What is asked =>
Find every line in the records that holds the string "this". Copy each one.

Rows from a dataset of pages and code =>
>>>

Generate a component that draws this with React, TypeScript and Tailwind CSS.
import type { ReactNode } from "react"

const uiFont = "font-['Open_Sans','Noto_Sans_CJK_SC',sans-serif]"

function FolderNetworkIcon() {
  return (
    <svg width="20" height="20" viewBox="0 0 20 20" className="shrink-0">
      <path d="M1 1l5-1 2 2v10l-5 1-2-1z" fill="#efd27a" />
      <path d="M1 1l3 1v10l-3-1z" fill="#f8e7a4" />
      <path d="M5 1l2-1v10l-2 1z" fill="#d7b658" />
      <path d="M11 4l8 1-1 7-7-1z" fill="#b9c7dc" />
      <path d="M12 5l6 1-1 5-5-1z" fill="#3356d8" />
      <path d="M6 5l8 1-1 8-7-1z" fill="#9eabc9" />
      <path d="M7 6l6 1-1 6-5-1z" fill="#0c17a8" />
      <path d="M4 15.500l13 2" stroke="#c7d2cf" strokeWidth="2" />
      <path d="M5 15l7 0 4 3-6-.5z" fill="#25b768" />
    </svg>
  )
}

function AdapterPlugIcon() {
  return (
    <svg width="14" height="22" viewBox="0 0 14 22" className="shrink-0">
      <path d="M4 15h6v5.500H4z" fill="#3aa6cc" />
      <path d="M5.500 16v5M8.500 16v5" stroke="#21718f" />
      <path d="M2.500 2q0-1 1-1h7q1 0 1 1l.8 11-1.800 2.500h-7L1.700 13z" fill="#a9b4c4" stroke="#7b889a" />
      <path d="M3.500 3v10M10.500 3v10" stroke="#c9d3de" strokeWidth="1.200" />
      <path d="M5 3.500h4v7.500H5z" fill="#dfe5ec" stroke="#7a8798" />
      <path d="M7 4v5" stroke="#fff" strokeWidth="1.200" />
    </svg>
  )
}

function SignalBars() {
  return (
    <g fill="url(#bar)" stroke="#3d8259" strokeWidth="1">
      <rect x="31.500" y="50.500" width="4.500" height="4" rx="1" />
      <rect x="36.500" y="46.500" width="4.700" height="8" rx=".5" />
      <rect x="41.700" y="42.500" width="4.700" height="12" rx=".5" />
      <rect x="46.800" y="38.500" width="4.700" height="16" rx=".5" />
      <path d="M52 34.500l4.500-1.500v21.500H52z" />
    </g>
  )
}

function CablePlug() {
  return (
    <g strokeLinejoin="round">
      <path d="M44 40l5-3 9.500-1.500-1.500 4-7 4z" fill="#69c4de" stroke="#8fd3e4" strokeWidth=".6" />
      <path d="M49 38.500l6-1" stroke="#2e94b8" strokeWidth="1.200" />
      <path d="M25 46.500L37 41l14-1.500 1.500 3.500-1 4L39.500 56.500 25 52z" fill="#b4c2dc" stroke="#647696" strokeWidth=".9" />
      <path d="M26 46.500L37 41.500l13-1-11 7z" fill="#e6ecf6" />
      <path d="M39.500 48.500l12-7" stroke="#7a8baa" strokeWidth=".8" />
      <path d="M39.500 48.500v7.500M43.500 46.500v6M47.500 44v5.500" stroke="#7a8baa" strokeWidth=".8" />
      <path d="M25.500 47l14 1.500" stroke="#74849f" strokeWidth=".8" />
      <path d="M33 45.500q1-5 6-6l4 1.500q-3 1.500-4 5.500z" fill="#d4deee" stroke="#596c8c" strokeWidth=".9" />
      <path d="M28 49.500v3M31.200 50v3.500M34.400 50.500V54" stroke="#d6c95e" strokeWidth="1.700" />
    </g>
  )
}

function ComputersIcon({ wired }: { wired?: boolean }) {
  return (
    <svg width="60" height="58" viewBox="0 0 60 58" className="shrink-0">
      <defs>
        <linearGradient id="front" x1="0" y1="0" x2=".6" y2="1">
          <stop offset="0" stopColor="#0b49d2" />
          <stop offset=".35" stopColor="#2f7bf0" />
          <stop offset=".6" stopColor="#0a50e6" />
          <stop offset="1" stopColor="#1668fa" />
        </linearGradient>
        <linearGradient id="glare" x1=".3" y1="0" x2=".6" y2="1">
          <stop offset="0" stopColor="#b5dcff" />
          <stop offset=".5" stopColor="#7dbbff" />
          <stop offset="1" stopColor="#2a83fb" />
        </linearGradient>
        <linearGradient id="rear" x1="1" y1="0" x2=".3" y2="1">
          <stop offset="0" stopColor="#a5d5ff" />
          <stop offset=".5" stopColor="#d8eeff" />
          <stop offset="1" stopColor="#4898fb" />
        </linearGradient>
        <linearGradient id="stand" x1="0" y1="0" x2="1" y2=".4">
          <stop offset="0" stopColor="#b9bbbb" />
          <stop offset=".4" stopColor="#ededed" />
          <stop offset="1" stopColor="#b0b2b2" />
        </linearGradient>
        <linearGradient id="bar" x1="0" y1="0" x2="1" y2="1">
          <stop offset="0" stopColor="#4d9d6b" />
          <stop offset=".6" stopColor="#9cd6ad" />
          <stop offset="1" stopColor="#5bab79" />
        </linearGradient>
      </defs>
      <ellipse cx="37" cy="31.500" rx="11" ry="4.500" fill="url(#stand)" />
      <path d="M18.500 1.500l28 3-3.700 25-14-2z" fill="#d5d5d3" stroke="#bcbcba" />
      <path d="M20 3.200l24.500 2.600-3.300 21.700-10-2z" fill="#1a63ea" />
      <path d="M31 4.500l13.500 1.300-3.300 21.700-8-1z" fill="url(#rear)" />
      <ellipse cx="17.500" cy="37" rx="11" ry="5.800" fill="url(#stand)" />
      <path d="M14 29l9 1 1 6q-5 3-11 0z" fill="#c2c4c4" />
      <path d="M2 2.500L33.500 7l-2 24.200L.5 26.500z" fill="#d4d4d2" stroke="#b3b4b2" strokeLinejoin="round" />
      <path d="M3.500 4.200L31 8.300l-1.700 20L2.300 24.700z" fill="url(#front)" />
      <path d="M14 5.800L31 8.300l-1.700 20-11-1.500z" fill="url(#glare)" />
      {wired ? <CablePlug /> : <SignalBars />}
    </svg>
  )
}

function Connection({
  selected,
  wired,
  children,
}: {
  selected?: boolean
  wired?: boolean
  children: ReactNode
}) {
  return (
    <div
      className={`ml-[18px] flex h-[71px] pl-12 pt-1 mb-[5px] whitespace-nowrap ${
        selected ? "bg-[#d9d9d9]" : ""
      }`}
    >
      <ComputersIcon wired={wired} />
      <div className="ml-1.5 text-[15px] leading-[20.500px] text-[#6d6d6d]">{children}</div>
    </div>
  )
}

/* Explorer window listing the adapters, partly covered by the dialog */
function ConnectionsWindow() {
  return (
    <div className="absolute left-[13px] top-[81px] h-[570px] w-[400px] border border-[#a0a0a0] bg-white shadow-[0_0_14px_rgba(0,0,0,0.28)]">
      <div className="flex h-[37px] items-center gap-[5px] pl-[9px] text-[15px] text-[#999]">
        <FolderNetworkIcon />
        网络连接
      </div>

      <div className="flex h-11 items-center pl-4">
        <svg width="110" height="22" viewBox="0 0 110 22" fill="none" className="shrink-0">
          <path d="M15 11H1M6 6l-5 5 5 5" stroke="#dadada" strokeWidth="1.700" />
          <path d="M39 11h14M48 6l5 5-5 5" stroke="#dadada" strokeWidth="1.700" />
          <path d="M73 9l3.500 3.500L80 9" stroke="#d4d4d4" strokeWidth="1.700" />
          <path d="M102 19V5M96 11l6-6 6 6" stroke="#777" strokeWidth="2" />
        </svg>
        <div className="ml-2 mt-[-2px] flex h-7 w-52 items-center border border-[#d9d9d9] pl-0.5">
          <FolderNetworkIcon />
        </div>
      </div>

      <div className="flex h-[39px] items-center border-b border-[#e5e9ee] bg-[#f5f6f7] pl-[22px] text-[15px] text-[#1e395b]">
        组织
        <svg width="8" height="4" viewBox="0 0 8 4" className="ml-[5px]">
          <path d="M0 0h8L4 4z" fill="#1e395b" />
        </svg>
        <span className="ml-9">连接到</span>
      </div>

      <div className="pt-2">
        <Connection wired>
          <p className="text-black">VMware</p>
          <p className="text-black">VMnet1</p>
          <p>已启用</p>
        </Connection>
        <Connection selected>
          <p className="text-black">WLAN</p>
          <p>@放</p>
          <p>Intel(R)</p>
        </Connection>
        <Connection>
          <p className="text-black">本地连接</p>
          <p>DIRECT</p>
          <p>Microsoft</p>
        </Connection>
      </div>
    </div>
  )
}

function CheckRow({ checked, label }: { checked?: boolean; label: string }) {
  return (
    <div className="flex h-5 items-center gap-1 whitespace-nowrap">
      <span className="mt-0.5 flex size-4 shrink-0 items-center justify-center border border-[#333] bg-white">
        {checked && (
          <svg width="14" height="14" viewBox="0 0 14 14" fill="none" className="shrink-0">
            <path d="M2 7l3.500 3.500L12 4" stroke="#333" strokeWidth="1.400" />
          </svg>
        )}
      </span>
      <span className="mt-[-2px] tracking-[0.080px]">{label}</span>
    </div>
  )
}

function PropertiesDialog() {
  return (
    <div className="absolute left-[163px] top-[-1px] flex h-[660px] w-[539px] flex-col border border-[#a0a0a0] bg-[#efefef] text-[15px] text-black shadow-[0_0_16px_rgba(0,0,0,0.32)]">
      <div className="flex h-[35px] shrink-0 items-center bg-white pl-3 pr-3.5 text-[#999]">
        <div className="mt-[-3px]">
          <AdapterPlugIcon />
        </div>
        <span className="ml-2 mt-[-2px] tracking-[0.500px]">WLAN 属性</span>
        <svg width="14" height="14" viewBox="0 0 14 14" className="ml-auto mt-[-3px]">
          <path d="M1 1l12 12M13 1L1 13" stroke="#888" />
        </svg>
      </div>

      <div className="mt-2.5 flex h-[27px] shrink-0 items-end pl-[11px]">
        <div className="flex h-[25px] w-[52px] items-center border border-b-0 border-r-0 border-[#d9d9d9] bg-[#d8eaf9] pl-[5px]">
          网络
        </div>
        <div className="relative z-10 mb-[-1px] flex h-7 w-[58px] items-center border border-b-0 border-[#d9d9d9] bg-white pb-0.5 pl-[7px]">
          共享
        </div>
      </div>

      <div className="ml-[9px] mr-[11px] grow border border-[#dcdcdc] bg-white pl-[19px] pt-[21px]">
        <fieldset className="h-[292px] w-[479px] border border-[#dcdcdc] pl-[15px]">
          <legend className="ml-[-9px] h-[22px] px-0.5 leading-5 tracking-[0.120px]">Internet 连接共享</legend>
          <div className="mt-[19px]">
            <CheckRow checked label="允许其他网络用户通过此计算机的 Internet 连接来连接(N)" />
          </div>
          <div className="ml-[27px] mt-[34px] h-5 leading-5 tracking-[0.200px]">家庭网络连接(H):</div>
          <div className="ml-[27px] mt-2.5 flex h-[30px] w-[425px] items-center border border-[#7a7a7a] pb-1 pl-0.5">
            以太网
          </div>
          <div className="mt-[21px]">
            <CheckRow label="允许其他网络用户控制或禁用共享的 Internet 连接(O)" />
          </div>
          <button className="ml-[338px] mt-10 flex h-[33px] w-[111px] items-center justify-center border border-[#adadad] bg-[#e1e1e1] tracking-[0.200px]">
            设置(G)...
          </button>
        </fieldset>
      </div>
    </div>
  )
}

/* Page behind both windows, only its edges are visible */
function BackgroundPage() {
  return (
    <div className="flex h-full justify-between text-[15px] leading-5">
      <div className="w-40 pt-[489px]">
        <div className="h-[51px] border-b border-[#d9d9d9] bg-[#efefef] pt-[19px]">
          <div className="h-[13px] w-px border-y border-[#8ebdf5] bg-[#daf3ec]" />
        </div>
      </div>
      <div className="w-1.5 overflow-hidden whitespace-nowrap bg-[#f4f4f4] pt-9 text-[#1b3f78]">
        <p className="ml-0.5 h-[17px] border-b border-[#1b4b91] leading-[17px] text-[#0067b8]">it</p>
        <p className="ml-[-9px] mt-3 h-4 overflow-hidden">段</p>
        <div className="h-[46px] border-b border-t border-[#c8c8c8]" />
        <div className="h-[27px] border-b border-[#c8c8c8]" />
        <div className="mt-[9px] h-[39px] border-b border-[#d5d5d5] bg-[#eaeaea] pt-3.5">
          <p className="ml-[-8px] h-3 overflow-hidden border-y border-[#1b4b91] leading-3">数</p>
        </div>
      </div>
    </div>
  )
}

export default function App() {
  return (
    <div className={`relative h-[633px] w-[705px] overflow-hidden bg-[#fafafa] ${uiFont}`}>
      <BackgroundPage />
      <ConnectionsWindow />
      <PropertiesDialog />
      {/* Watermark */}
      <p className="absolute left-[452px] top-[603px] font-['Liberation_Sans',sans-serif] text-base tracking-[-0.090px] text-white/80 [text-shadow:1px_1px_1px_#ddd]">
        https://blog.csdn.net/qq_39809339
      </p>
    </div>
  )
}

<<<
>>>

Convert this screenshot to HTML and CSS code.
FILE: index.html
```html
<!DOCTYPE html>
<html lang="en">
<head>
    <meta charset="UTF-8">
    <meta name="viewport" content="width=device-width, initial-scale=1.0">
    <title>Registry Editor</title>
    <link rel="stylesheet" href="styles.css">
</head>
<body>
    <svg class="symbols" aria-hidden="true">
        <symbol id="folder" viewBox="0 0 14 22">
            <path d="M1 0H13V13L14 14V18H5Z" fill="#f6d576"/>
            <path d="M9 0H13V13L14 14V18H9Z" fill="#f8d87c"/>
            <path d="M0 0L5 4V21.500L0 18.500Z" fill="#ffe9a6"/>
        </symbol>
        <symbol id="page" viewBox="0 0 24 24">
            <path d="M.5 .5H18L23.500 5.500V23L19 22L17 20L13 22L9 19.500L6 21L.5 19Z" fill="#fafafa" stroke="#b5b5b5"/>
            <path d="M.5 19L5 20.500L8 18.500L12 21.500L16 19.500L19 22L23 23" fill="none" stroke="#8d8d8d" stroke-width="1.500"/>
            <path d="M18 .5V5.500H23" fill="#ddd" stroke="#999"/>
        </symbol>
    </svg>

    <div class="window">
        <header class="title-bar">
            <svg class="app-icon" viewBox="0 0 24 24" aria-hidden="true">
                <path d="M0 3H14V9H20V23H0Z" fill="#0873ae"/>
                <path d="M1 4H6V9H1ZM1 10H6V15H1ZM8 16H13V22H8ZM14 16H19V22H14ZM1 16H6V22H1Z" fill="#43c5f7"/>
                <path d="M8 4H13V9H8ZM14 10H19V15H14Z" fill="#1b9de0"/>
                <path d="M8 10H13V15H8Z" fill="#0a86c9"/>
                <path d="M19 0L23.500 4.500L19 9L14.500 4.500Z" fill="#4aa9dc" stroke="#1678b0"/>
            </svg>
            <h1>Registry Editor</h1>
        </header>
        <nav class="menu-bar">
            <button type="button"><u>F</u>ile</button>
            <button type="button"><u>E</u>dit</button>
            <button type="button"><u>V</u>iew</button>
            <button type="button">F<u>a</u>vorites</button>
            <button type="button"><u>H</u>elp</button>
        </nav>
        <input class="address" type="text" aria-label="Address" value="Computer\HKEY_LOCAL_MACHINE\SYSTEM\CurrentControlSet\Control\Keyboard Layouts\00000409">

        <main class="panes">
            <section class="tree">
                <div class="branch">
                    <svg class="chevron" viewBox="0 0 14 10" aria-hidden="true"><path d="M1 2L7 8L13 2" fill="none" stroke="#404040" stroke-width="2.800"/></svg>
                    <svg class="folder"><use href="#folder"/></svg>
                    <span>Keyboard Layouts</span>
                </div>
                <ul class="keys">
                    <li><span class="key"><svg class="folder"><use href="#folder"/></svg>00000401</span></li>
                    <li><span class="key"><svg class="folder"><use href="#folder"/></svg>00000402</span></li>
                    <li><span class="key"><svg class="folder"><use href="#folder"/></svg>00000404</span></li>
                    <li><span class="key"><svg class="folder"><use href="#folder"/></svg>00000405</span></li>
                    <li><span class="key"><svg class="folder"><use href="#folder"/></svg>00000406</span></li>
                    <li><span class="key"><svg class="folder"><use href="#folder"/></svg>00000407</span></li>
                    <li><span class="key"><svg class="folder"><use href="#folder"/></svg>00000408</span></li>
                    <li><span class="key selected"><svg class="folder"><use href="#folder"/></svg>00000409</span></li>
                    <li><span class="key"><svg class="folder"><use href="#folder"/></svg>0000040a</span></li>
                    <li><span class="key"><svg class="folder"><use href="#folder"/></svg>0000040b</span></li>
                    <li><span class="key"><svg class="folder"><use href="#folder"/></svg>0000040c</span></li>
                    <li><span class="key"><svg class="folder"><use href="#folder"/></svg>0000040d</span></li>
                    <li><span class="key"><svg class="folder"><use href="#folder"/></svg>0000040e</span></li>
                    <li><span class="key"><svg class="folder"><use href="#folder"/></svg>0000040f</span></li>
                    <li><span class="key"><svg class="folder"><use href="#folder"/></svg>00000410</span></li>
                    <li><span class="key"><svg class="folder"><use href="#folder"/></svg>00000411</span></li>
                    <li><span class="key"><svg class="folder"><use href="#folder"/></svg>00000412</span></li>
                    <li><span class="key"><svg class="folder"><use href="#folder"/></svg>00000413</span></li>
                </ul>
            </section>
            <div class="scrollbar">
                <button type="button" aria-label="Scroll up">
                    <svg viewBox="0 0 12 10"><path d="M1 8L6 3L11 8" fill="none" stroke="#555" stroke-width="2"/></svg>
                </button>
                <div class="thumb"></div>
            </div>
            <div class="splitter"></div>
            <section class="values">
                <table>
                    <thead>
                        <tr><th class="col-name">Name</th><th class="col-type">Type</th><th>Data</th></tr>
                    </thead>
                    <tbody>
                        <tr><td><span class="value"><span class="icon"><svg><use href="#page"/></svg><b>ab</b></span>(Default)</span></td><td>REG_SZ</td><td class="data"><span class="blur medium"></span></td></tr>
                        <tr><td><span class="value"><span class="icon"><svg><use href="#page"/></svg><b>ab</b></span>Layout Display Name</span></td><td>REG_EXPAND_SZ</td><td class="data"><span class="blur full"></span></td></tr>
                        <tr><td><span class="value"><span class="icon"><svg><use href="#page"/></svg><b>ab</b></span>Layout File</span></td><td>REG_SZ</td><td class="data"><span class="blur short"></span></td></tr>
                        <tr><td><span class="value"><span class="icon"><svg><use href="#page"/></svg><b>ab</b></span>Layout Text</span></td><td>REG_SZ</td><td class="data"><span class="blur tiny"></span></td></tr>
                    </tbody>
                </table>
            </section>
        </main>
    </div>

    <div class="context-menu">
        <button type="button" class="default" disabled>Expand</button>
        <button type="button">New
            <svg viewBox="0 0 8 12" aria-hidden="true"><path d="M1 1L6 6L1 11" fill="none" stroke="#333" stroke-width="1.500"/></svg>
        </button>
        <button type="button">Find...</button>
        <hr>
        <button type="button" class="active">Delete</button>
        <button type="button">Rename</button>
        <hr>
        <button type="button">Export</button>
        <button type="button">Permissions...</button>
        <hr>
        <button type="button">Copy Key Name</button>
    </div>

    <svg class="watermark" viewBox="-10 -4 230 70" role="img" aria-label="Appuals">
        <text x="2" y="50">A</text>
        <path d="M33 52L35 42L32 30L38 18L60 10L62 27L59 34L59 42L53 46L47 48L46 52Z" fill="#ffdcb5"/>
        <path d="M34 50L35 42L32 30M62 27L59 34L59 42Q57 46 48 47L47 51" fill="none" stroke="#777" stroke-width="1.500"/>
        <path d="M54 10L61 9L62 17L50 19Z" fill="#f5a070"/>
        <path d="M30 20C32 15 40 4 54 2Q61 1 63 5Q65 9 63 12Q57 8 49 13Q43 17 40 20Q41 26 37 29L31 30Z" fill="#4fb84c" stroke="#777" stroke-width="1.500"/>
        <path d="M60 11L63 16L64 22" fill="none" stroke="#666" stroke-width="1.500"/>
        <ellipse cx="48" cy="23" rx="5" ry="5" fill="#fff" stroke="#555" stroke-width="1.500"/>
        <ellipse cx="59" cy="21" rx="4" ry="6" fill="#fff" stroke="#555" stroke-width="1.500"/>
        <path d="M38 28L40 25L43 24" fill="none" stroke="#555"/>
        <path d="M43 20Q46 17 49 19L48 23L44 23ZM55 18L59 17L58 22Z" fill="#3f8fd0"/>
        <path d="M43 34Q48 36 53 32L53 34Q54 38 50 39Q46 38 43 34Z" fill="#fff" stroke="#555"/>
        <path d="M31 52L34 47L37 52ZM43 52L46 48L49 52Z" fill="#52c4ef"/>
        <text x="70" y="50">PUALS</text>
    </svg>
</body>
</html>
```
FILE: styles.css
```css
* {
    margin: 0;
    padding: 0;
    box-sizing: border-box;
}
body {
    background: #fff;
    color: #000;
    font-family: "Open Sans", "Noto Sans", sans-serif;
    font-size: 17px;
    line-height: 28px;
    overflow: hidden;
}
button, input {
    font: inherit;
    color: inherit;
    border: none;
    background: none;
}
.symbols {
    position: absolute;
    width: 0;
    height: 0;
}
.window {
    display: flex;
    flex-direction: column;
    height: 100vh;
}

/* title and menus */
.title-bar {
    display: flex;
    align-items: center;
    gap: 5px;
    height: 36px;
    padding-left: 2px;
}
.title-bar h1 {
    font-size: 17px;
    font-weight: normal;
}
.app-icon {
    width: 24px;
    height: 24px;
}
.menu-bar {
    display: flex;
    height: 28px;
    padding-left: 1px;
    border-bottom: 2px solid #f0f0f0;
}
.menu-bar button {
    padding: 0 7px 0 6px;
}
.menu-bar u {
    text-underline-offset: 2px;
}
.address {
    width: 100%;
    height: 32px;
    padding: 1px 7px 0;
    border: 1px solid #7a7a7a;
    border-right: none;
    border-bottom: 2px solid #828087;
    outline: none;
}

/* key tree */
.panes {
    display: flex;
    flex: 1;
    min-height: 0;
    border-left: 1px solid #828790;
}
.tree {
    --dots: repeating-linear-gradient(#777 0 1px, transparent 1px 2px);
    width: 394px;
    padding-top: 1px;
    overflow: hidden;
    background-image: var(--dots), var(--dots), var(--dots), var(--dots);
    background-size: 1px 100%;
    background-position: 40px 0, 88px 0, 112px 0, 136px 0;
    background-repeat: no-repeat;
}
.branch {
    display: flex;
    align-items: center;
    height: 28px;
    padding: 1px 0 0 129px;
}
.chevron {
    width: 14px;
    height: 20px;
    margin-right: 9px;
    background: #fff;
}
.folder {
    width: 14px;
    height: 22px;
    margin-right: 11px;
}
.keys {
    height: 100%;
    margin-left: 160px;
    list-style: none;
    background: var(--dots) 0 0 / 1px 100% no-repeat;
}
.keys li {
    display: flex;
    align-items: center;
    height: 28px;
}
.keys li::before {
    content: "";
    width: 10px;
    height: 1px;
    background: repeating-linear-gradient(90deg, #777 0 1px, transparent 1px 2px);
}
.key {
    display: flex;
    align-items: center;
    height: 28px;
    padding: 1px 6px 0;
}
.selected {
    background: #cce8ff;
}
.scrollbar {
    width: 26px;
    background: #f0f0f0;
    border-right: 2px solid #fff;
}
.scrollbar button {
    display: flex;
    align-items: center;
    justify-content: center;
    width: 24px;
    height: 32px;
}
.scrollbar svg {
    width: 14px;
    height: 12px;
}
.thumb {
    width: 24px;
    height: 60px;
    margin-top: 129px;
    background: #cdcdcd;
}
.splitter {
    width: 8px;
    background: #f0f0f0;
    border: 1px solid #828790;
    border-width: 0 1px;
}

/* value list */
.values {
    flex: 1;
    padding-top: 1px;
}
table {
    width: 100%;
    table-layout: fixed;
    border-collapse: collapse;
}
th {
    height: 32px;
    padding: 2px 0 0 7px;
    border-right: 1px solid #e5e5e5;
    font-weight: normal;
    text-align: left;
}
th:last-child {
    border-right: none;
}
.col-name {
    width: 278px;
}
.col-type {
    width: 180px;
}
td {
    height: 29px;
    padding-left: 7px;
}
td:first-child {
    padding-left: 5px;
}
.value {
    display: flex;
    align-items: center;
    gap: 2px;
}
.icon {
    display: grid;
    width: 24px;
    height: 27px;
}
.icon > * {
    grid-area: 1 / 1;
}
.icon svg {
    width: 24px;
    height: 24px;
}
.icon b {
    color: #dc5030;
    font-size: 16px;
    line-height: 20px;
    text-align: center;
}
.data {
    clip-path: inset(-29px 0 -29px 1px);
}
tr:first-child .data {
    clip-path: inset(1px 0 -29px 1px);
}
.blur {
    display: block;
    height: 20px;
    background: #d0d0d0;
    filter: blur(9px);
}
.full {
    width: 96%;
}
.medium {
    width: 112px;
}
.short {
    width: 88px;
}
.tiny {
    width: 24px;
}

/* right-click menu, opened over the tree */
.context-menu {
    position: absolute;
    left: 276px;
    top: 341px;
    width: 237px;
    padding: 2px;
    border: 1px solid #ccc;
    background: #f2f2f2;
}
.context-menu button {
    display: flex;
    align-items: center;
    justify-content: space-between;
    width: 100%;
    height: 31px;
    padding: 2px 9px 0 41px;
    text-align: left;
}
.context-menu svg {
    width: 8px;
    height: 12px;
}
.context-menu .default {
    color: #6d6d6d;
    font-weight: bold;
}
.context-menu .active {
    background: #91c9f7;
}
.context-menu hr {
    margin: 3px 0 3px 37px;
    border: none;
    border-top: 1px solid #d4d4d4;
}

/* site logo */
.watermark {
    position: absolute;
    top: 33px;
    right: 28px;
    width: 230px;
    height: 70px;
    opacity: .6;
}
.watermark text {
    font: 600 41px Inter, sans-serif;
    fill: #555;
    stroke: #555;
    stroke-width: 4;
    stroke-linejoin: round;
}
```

<<<

Exercise response =>
Generate a component that draws this with React, TypeScript and Tailwind CSS.
Convert this screenshot to HTML and CSS code.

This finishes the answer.